Main aims of this topic
- appreciate some of the experimental evidence for atoms and their motion
- know how to apply the gas laws
- understand the thermodynamic temperature scale
- know what an ideal gas is, understand how its properties link to the gas laws and the absolute temperature scale, and be able to link absolute temperature with average energy per molecule
- know that the energy in a gas is not uniformly distributed among its particles and be able to make calculations using the Boltzmann constant
Students should already know sufficient kinematics and dynamics (including momentum) to be able to derive the ideal gas equation if this section is to be proved formally in your specification.
Where this leads
These episodes end with a consideration of ways in which energy can be supplied to a substance (by heating or doing work). This can lead on to a consideration of the laws of thermodynamics.
Brownian motion and ideal gases
Lesson for 16-19
- Activity time 140 minutes
- Level Advanced
This episode looks at Brownian motion as evidence for the particulate nature of matter, and the macroscopic gas laws.
- Demonstration and discussion: Brownian motion and what this tells us about air (and other gases) (30 minutes)
- Demonstration and student experiments: The gas laws (60 minutes)
- Discussion: Boyle’s law – a particle explanation (20 minutes)
- Discussion: Extrapolating to absolute zero (10 minutes)

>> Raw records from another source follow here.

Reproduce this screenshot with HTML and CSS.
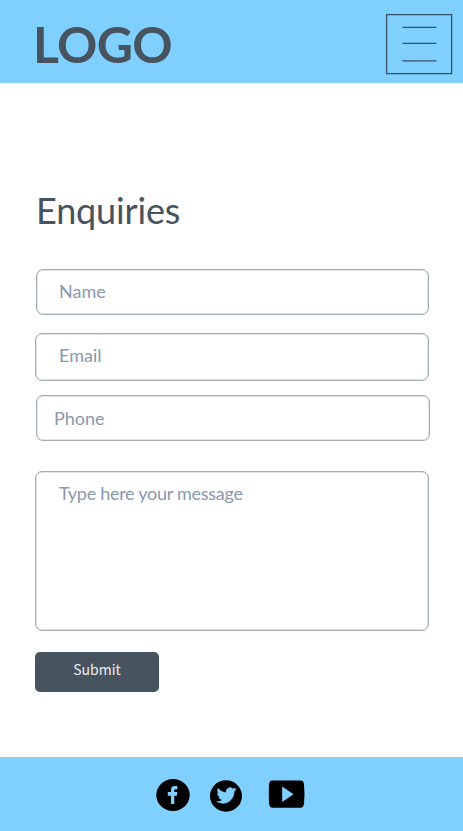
FILE: index.html
```html
<!DOCTYPE html>
<html lang="en">
<head>
<meta charset="utf-8">
<meta name="viewport" content="width=device-width, initial-scale=1">
<title>Enquiries</title>
<link rel="stylesheet" href="styles.css">
</head>
<body>
<header class="header">
  <div class="logo">LOGO</div>
  <button class="menu" type="button" aria-label="Menu">
    <svg width="68" height="62" viewBox="0 0 68 62" fill="none" stroke="#34516a" stroke-width="1.3">
      <rect x="1.6" y="1.6" width="65" height="59"/>
      <path d="M17.5 14.3h34M17.5 30.4h34M17.5 47.8h34"/>
    </svg>
  </button>
</header>
<main class="main">
  <h1 class="title">Enquiries</h1>
  <form class="form">
    <input class="field name" type="text" placeholder="Name">
    <input class="field email" type="email" placeholder="Email">
    <input class="field phone" type="tel" placeholder="Phone">
    <textarea class="field message" placeholder="Type here your message"></textarea>
    <button class="submit" type="button">Submit</button>
  </form>
</main>
<footer class="footer">
  <svg class="facebook" width="34" height="32" viewBox="0 0 34 32">
    <ellipse cx="17" cy="16" rx="16.7" ry="16"/>
    <path fill="#80d0ff" d="M15 25V16.700h-3.200V13H15v-2.300C15 8 16.600 7 19 7h2.300v3.200h-1.700c-1 0-1.300.4-1.300 1.300V13H21.300l-.5 3.700h-2.500V25z"/>
  </svg>
  <svg class="twitter" width="32" height="32" viewBox="0 0 32 32">
    <ellipse cx="16" cy="16" rx="16" ry="15.700"/>
    <path fill="#80d0ff" stroke="#80d0ff" stroke-width=".7" transform="translate(6.800 5.900) scale(.8)" d="M23.950 4.570a10 10 0 0 1-2.820.77 4.960 4.960 0 0 0 2.160-2.720c-.95.550-2 .95-3.130 1.180a4.920 4.920 0 0 0-8.380 4.480C7.690 8.090 4.070 6.130 1.640 3.160a4.820 4.820 0 0 0-.67 2.480c0 1.710.87 3.210 2.190 4.100a4.900 4.900 0 0 1-2.230-.62v.06a4.920 4.920 0 0 0 3.950 4.830 5 5 0 0 1-2.210.08 4.940 4.940 0 0 0 4.600 3.420A9.870 9.870 0 0 1 0 19.540a13.990 13.990 0 0 0 7.550 2.210c9.050 0 14-7.500 14-13.980 0-.21 0-.42-.02-.63a9.940 9.940 0 0 0 2.420-2.570z"/>
  </svg>
  <svg class="youtube" width="37" height="28" viewBox="0 0 37 28">
    <path d="M4 .4H33Q35.500.8 36 4 37 14 36 24 35.500 27.200 33 27.700H4Q1.500 27.200 1 24 .6 14 1 4 1.500.8 4 .4z"/>
    <path fill="#80d0ff" d="M14.200 6.500 25.500 14.200 14.200 22z"/>
  </svg>
</footer>
</body>
</html>
```

FILE: styles.css
```css
* {
  box-sizing: border-box;
}

body {
  margin: 0;
  min-height: 831px;
  display: flex;
  flex-direction: column;
  background: #fff;
  color: #485360;
  font-family: Lato, "Liberation Sans", sans-serif;
}

.header {
  height: 83px;
  padding: 13px 10px 0 33px;
  display: flex;
  justify-content: space-between;
  align-items: flex-start;
  background: #80d0ff;
}

.logo {
  font-size: 50px;
  font-weight: 700;
  line-height: 62px;
  letter-spacing: -0.7px;
}

.menu {
  padding: 0;
  border: 0;
  background: none;
}

.menu svg {
  display: block;
}

.main {
  flex: 1;
  padding: 105px 33px 0 35px;
}

.title {
  margin: 0 0 0 1px;
  font-size: 36px;
  font-weight: 400;
  line-height: 44px;
  letter-spacing: -0.15px;
}

.form {
  display: flex;
  flex-direction: column;
  align-items: flex-start;
  margin-top: 37px;
}

.field {
  display: block;
  width: 394px;
  margin: 0;
  padding: 0 23px;
  border: 1px solid #a3adba;
  border-radius: 7px;
  outline: 0;
  background: #fff;
  box-shadow: inset 0 0 0 0.5px #c3cad3;
  font: 18px/24px Lato, "Liberation Sans", sans-serif;
  resize: none;
}

.field::placeholder {
  color: #8a98ad;
  opacity: 1;
}

.name {
  width: 393px;
  height: 46px;
  margin-left: 1px;
  padding: 0 22px 2px;
}

.email {
  height: 48px;
  margin-top: 18px;
  padding-bottom: 4px;
}

.phone {
  height: 46px;
  margin: 14px 0 0 1px;
  padding: 0 17px 1px;
}

.message {
  height: 160px;
  margin-top: 30px;
  padding-top: 9px;
  letter-spacing: -0.27px;
}

.submit {
  width: 124px;
  height: 40px;
  margin-top: 21px;
  padding: 0 0 6px;
  border: 0;
  border-radius: 5px;
  background: #485360;
  color: #e9edf3;
  font: 14px/22px "Noto Sans CJK SC", "Noto Sans", sans-serif;
}

.footer {
  height: 74px;
  padding: 22px 0 0 156px;
  display: flex;
  align-items: flex-start;
  background: #80d0ff;
}

.twitter {
  margin: 1px 0 0 20px;
}

.youtube {
  margin: 1px 0 0 26px;
}
```
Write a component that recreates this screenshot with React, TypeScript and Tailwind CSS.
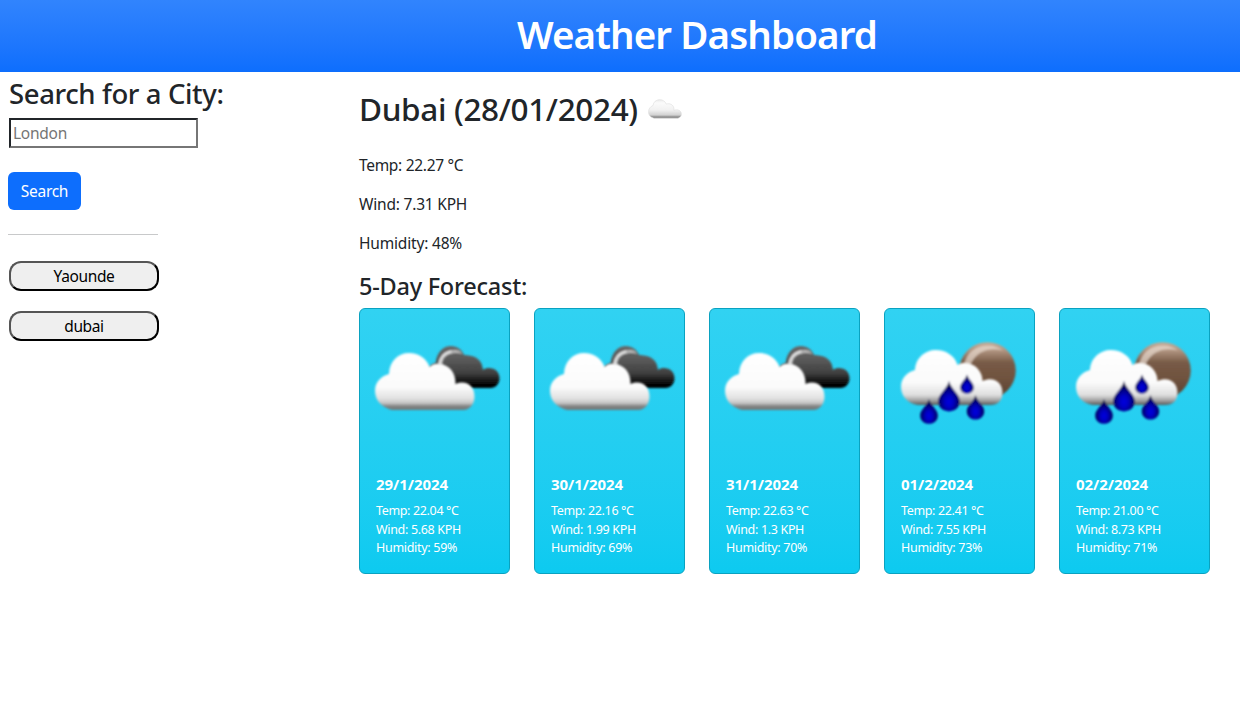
type Sky = "clouds" | "rain";

interface Day {
  date: string;
  sky: Sky;
  temp: string;
  wind: string;
  humidity: string;
}

const days: Day[] = [
  { date: "29/1/2024", sky: "clouds", temp: "22.04", wind: "5.68", humidity: "59" },
  { date: "30/1/2024", sky: "clouds", temp: "22.16", wind: "1.99", humidity: "69" },
  { date: "31/1/2024", sky: "clouds", temp: "22.63", wind: "1.3", humidity: "70" },
  { date: "01/2/2024", sky: "rain", temp: "22.41", wind: "7.55", humidity: "73" },
  { date: "02/2/2024", sky: "rain", temp: "21.00", wind: "8.73", humidity: "71" },
];

const cities = ["Yaounde", "dubai"];

function SmallCloud() {
  return (
    <svg className="ml-[10px] h-[20px] w-[34px]" viewBox="0 0 34 20">
      <defs>
        <linearGradient id="small-cloud" x1="0" y1="0" x2="0" y2="20" gradientUnits="userSpaceOnUse">
          <stop offset="0" stopColor="#e9e9e9" />
          <stop offset="0.2" stopColor="#fbfbfb" />
          <stop offset="0.55" stopColor="#f1f1f1" />
          <stop offset="0.8" stopColor="#d2d2d2" />
          <stop offset="0.9" stopColor="#8b8b8b" />
          <stop offset="1" stopColor="#777777" />
        </linearGradient>
      </defs>
      <path
        d="M6 19.2C2.6 18.5.5 16 .5 13 .5 9.8 2.3 7.5 5 6.5 5.3 3 8.2.7 11.7.7c3.2 0 5.6 1.7 6.5 4.4 3.6-1.2 7 .6 7.7 4 .1.9 0 1.6-.1 2.2 4-1.4 7.6.3 7.600 3.700 0 2.200-1.300 3.600-3.400 4.200Z"
        fill="url(#small-cloud)"
        stroke="#dedede"
        strokeWidth="0.6"
      />
    </svg>
  );
}

function CloudsIcon() {
  return (
    <svg className="h-[150px] w-full" viewBox="0 0 149 150">
      <defs>
        <linearGradient id="dark-cloud" x1="0" y1="37" x2="0" y2="79" gradientUnits="userSpaceOnUse">
          <stop offset="0" stopColor="#686868" />
          <stop offset="0.35" stopColor="#585858" />
          <stop offset="0.65" stopColor="#3f3f3f" />
          <stop offset="0.9" stopColor="#050505" />
          <stop offset="1" stopColor="#000000" />
        </linearGradient>
        <linearGradient id="white-cloud" x1="0" y1="44" x2="0" y2="101" gradientUnits="userSpaceOnUse">
          <stop offset="0" stopColor="#ffffff" />
          <stop offset="0.6" stopColor="#fbfbfb" />
          <stop offset="0.8" stopColor="#e0e0e0" />
          <stop offset="0.88" stopColor="#c4c4c4" />
          <stop offset="0.93" stopColor="#858585" />
          <stop offset="1" stopColor="#6f7577" />
        </linearGradient>
        <filter id="soft-clouds" x="-5%" y="-5%" width="110%" height="110%">
          <feGaussianBlur stdDeviation="0.85" />
        </filter>
      </defs>
      <g filter="url(#soft-clouds)">
        <path
          d="M68 60c2-4 5-5.5 7.500-6C77 43 83 37 91 37c6 0 11 3.500 13 9 8 .5 18 2 19 15 1.500-1.500 4-2 6-2 6 0 10.500 4 10.500 10 0 6-4 10-9 10H90L69 62Z"
          fill="url(#dark-cloud)"
        />
        <path d="M78.500 57c.5-10 8-16.500 17-16 3 0 5 1.500 7 4-8-2.500-16 0-19 5-1.500 3-1.500 6-1 10Z" fill="#b5b5b5" />
        <path d="M79.500 55c1-7 5-11 11-12.500" fill="none" stroke="#ebebeb" strokeWidth="2" strokeLinecap="round" />
      </g>
      <g filter="url(#soft-clouds)">
        <path
          d="M32 101c-9-2-17-9-17-19 0-9 6-15 14-17C29.500 52 38 44 49 44c10 0 18 6 20.500 14 3-3 6-3.500 9-3 10 0 17.500 8 17 20 11-4.500 19 2 19 12.500 0 8-5 13.500-11 13.500Z"
          fill="url(#white-cloud)"
        />
      </g>
    </svg>
  );
}

function Drop({ x, y, scale }: { x: number; y: number; scale: number }) {
  return (
    <path
      transform={`translate(${x} ${y}) scale(${scale})`}
      d="M0 0C2 8 10.500 12.500 10.500 19.500 10.500 25.500 6 29.500 0 29.500S-10.500 25.500-10.500 19.500C-10.500 12.500-2 8 0 0Z"
      fill="url(#drop)"
    />
  );
}

function RainIcon() {
  return (
    <svg className="h-[150px] w-full" viewBox="0 0 149 150">
      <defs>
        <linearGradient id="moon" x1="0" y1="33" x2="0" y2="90" gradientUnits="userSpaceOnUse">
          <stop offset="0" stopColor="#c9ad98" />
          <stop offset="0.15" stopColor="#b09480" />
          <stop offset="0.36" stopColor="#785b47" />
          <stop offset="0.65" stopColor="#6f523e" />
          <stop offset="1" stopColor="#57402f" />
        </linearGradient>
        <linearGradient id="rain-cloud" x1="0" y1="41" x2="0" y2="96" gradientUnits="userSpaceOnUse">
          <stop offset="0" stopColor="#ffffff" />
          <stop offset="0.6" stopColor="#fafafa" />
          <stop offset="0.82" stopColor="#dedede" />
          <stop offset="0.92" stopColor="#a0a0a0" />
          <stop offset="1" stopColor="#555555" />
        </linearGradient>
        <radialGradient id="drop" cx="0.5" cy="0.68" r="0.55">
          <stop offset="0" stopColor="#0000e0" />
          <stop offset="0.35" stopColor="#0000c4" />
          <stop offset="0.75" stopColor="#000078" />
          <stop offset="1" stopColor="#000048" />
        </radialGradient>
        <filter id="soft-rain" x="-5%" y="-5%" width="110%" height="110%">
          <feGaussianBlur stdDeviation="0.85" />
        </filter>
      </defs>
      <g filter="url(#soft-rain)">
        <circle cx="102.5" cy="61.5" r="28.3" fill="url(#moon)" />
        <path d="M79 56C82 43 91 36.500 103 36.500c6 0 11 2 15 5-12-3-26-1-33 15Z" fill="#eadbd0" fillOpacity="0.7" />
      </g>
      <g filter="url(#soft-rain)">
        <path
          d="M33 96c-10-1-17-9-17-18 0-9 6-15 14-17C30.500 49 40 41 51 41c10 0 19 6 21.500 15 3-2 5-2 8-2 9 0 17 8 17 18 11-5 20 1 20 12 0 8-5 12-12 12Z"
          fill="url(#rain-cloud)"
        />
        <Drop x={44} y={90} scale={0.84} />
        <Drop x={64} y={72} scale={1.03} />
        <Drop x={82} y={65.5} scale={0.65} />
        <Drop x={90.5} y={86} scale={0.83} />
      </g>
    </svg>
  );
}

function ForecastCard({ day }: { day: Day }) {
  return (
    <article className="h-[266px] w-[151px] rounded-[6px] border border-[#0aa2c0] bg-linear-to-b from-[#31d2f2] to-[#0dcaf0] text-white">
      {day.sky === "clouds" ? <CloudsIcon /> : <RainIcon />}
      <div className="whitespace-nowrap pl-4 pt-[16px]">
        <h3 className="mb-[8px] text-[15px] font-bold leading-[19px] tracking-[-0.05px]">{day.date}</h3>
        <p className="text-[12.5px] leading-[18.5px] tracking-[-0.35px]">Temp: {day.temp} °C</p>
        <p className="text-[12.5px] leading-[18.5px] tracking-[-0.33px]">Wind: {day.wind} KPH</p>
        <p className="text-[12.5px] leading-[18.5px] tracking-[-0.3px]">Humidity: {day.humidity}%</p>
      </div>
    </article>
  );
}

export default function App() {
  return (
    <div className="h-[703px] overflow-hidden bg-white font-['Noto_Sans','Open_Sans',sans-serif] text-[15.5px] text-[#212529]">
      <header className="flex h-[72px] justify-center bg-linear-to-b from-[#3184fd] to-[#0d6efd] pl-[154px] pt-[10px]">
        <h1 className="whitespace-nowrap text-[38.5px] font-semibold leading-[48px] tracking-[-0.88px] text-white">
          Weather Dashboard
        </h1>
      </header>

      <div className="flex">
        <aside className="w-[359px] shrink-0 pl-2 pt-[5px]">
          <h2 className="ml-px text-[27.5px] font-medium leading-[34px] tracking-[-0.38px]">Search for a City:</h2>
          <input
            type="text"
            placeholder="London"
            className="ml-px mt-[7px] block h-[30px] w-[189px] border-2 border-b-[#767676] border-l-[#212529] border-r-[#767676] border-t-[#212529] px-[2px] tracking-[-0.25px] placeholder:text-[#757575]"
          />
          <button className="mt-6 block h-[38px] w-[73px] rounded-[6px] bg-[#0d6efd] pt-[2px] tracking-[-0.3px] text-white">
            Search
          </button>
          <hr className="mt-6 w-[150px] border-[#c8c9ca]" />
          <div className="ml-px mt-[26px] flex flex-col gap-5">
            {cities.map((city) => (
              <button
                key={city}
                className="h-[30px] w-[150px] rounded-[12px] border-2 border-b-black border-l-[#555555] border-r-black border-t-[#555555] bg-[#efefef] leading-[26px] tracking-[-0.36px] text-black"
              >
                {city}
              </button>
            ))}
          </div>
        </aside>

        <main className="pt-[18px]">
          <div className="flex items-center">
            <h2 className="text-[31.5px] font-medium leading-[38px] tracking-[-0.35px]">Dubai (28/01/2024)</h2>
            <SmallCloud />
          </div>
          <div className="mt-[25px] flex flex-col gap-[15px] leading-6">
            <p className="tracking-[-0.3px]">Temp: 22.27 °C</p>
            <p className="tracking-[-0.2px]">Wind: 7.31 KPH</p>
            <p className="tracking-[-0.18px]">Humidity: 48%</p>
          </div>
          <h3 className="mt-[17px] text-[23.5px] font-medium leading-[29px] tracking-[-0.24px]">5-Day Forecast:</h3>
          <div className="mt-[7px] flex gap-6">
            {days.map((day) => (
              <ForecastCard key={day.date} day={day} />
            ))}
          </div>
        </main>
      </div>
    </div>
  );
}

- Student activity: A computer model of Boyle’s law (20 minutes)
Discussion and demonstrations: Brownian motion and what this tells us about air (and other gases)
A reasonable place to start is by reviewing the evidence that matter is made up of particles (molecules and atoms). (It is probably best to refer to
particles in general, and to think of them as spherical; point out that, by this, we mean either atoms or molecules.) Students will have met these ideas at a lower level in chemistry as well as physics. Evidence includes the combination laws of gases, and Brownian motion, which can be demonstrated in the classroom.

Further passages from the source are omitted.